Melinda: And they brought their stinking opinions with them!

Katie: Have year-end top 10 lists always been a big deal?
Melinda: As far as I remember
Katie: Do you think in the Internet Age (ha!) lists importance has diminished? They are, after all, a quick-fix media.
Melinda: Only by dint of the fact that there are so many of them. And now with the end of the decade (although not really), there are even more lists. It’s crazy. In that way, you’re right: they’re lazy, but people seem to dig them.  I think everyone should be limited to two lists: albums and singles and that’s it…
Katie: Lets just do a Top 1 list.
Melinda: You go first, so every other critic can copy or react to you!
Katie: My top 1 this year: Demi Lovato.
Melinda: Justin Beiber.
Katie: The Beatles mono remix of “Revolver.”

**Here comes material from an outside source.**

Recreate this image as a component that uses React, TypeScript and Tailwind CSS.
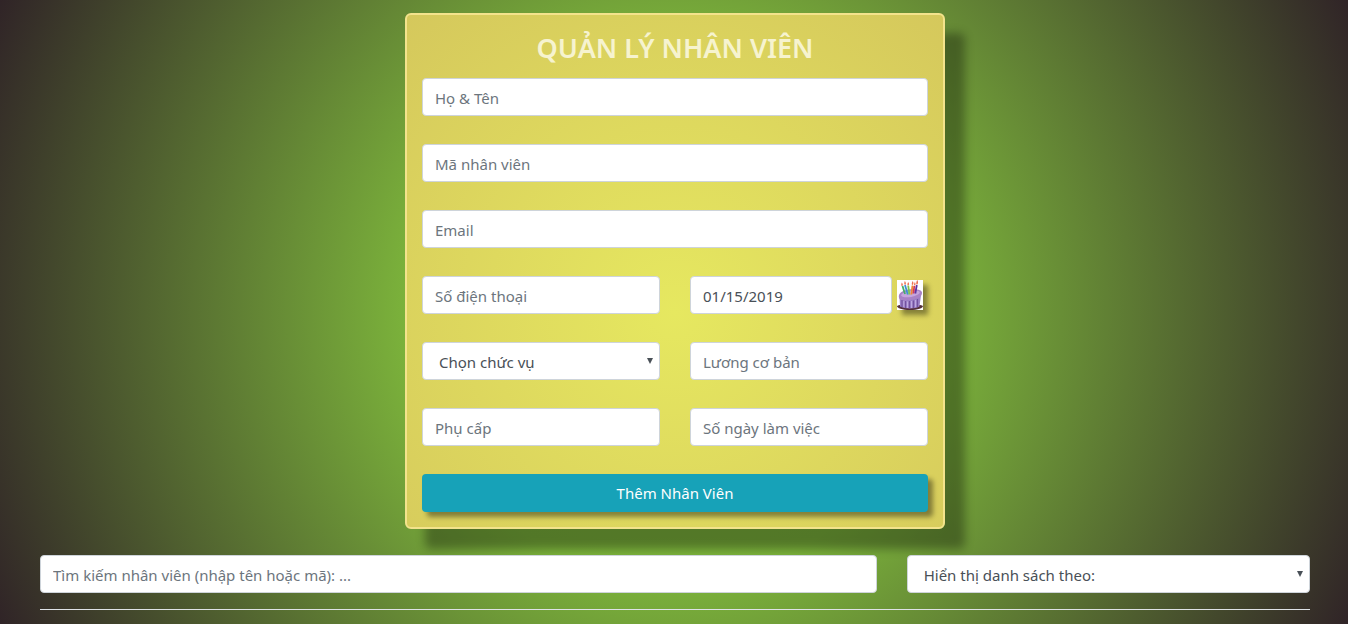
import type { InputHTMLAttributes, SelectHTMLAttributes } from "react";

const control =
  "block h-[38px] w-full min-w-0 rounded border border-[#ced4da] bg-white pt-[2px] text-[#495057] outline-none placeholder:text-[#6c757d]";

type FieldProps = InputHTMLAttributes<HTMLInputElement> & { label: string };

function Field({ label, ...rest }: FieldProps) {
  return <input type="text" aria-label={label} className={`${control} px-3`} {...rest} />;
}

type PickerProps = SelectHTMLAttributes<HTMLSelectElement> & {
  label: string;
  options: string[];
};

function Picker({ label, options, ...rest }: PickerProps) {
  return (
    <div className="relative min-w-0">
      <select aria-label={label} className={`${control} appearance-none pr-6 pl-4`} {...rest}>
        {options.map((option) => (
          <option key={option}>{option}</option>
        ))}
      </select>
      <svg
        viewBox="0 0 6 6"
        className="pointer-events-none absolute top-4 right-[7px] h-[6px] w-[6px] fill-[#495057]"
        aria-hidden="true"
      >
        <path d="M0 0h6L3 6z" />
      </svg>
    </div>
  );
}

function BirthdayCake() {
  return (
    <svg
      viewBox="0 0 26 30"
      className="h-[30px] w-[26px] shrink-0 bg-white shadow-[5px_5px_5px_rgba(0,0,0,0.4)]"
      aria-hidden="true"
    >
      <path d="M0 26c2-2 24-2 26 0 0 2-5 4-13 4S0 28 0 26z" fill="#55303a" />
      <path d="M2.500 17 3 26.500c4 2.500 16 2.500 19.500 0L24 15z" fill="#9b80c6" />
      <path
        d="M5 20v7M8.500 21v7M12.500 21v7.500M16.500 20.500V28M20.500 19v8"
        stroke="#7352a0"
        strokeWidth="1.200"
      />
      <path
        d="M6.800 21v6M10.500 21.500V28M14.500 21v7M18.500 20v7"
        stroke="#bda8e0"
        strokeWidth="1"
      />
      <path
        d="M1.800 16.500C1.800 12.500 7 10 14 9.300c6.500-.6 10.800.7 11 3.200.2 2-1 3.500-2.500 5-1 1-2 .3-3.500 1.300s-3 .3-4.500 1-3.200-.1-5 .5-3-.4-4.500-.2c-2 .2-3.200-1.600-3.200-3.600z"
        fill="#a982c6"
      />
      <ellipse cx="13.500" cy="13.800" rx="9.500" ry="3.200" transform="rotate(-10 13.500 13.800)" fill="#c6a6dd" />
      <g strokeWidth="1.800">
        <path d="m5.500 6 2.500 8" stroke="#45b06a" />
        <path d="m8 5 2.800 9.500" stroke="#3f8fd6" />
        <path d="m11.200 5.500 1.200 9" stroke="#7fc44e" />
        <path d="m15.500 5.500-1.200 9" stroke="#ee8a35" />
        <path d="m17.300 6-.9 7.500" stroke="#d83a55" />
        <path d="m19.800 5-1.500 8.500" stroke="#5f35a0" />
      </g>
      <g fill="#ee6f50">
        <path d="M4.800 2.500c1.500 1.500 1.200 3.200.4 3.400C4 6.100 4 4.500 4.800 2.500zM7.800 1c1.600 1.700 1.200 3.700.4 3.800C7 4.800 7 3 7.800 1zM11.200 2c1.300 1.600 1 3.200 0 3.300-1.200 0-1-1.500 0-3.300zM15.700 1c1.200 1.700.8 3.900-.3 3.900-1.200-.2-.6-2.200.3-3.900zM17.900 2c1 1.500.8 3.500-.3 3.600-1-.2-.6-2 .3-3.600zM20.300 0c1.200 2 .8 4.500-.3 4.500-1.300-.3-.7-3 .3-4.500z" />
      </g>
    </svg>
  );
}

export default function App() {
  return (
    <main className="min-h-screen bg-[radial-gradient(circle,#84bd3e_0%,#7bb23b_36%,#302427_100%)] pt-[13px] pr-[38px] pb-[14px] pl-10 font-['Noto_Sans','Open_Sans',sans-serif] text-[15px] leading-6">
      <form
        className="mx-auto max-w-[540px] rounded-md border-2 border-[#f3e38c] bg-[radial-gradient(circle_at_50%_58%,#e6e860_0%,#d5c85c_100%)] px-[15px] pb-[15px] shadow-[20px_20px_10px_rgba(0,0,0,0.33)]"
        onSubmit={(event) => event.preventDefault()}
      >
        <h1 className="pt-4 pb-[14px] text-center text-[27px] leading-[33px] font-semibold text-[#f6f3cf]">
          QUẢN LÝ NHÂN VIÊN
        </h1>
        <div className="grid grid-cols-2 gap-x-[30px] gap-y-7">
          <div className="col-span-2">
            <Field label="Họ & Tên" placeholder="Họ & Tên" />
          </div>
          <div className="col-span-2">
            <Field label="Mã nhân viên" placeholder="Mã nhân viên" />
          </div>
          <div className="col-span-2">
            <Field label="Email" placeholder="Email" type="email" />
          </div>
          <Field label="Số điện thoại" placeholder="Số điện thoại" type="tel" />
          <div className="flex items-center gap-[5px] pr-[5px]">
            <Field label="Ngày sinh" defaultValue="01/15/2019" />
            <BirthdayCake />
          </div>
          <Picker label="Chức vụ" options={["Chọn chức vụ"]} />
          <Field label="Lương cơ bản" placeholder="Lương cơ bản" />
          <Field label="Phụ cấp" placeholder="Phụ cấp" />
          <Field label="Số ngày làm việc" placeholder="Số ngày làm việc" />
          <button
            type="submit"
            className="col-span-2 h-[38px] rounded bg-[#17a2b8] text-white shadow-[5px_5px_5px_rgba(0,0,0,0.4)]"
          >
            Thêm Nhân Viên
          </button>
        </div>
      </form>

      <section className="mt-[26px] grid grid-cols-[836fr_403fr] gap-[30px]">
        <Field
          label="Tìm kiếm nhân viên"
          placeholder="Tìm kiếm nhân viên (nhập tên hoặc mã): ..."
          type="search"
        />
        <Picker label="Hiển thị danh sách" options={["Hiển thị danh sách theo:"]} />
      </section>
      <hr className="mt-4 border-[#dee2e6]" />
    </main>
  );
}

Melinda: Wow. What about something that came out this year, not 43 years ago?
Katie: I was about to write a zinger about Bruce Springsteen, but I don’t want you to make a top 10 list of reasons why you hate me.
Melinda: I’d never get past three! As you’ll notice, “Working on a Dream” DID NOT make my top 10 list… it’s a sh***y album. I love him so, but it is far from a blind love.
Katie: What if my top 10 list was just all Beatles albums, in chronological order… GO CRITICS! OFF TO THE HIVE, TO REACT!
Melinda: That would work since, technically, they all came out this year! But yes, you could start your own one-woman rebellion among the ranks.
Katie: I gotta go now… I need to make a list of my 25 favorite Asian spices now.
Melinda: After you refold your socks in your sock drawer and put in dividers for each 10 pair.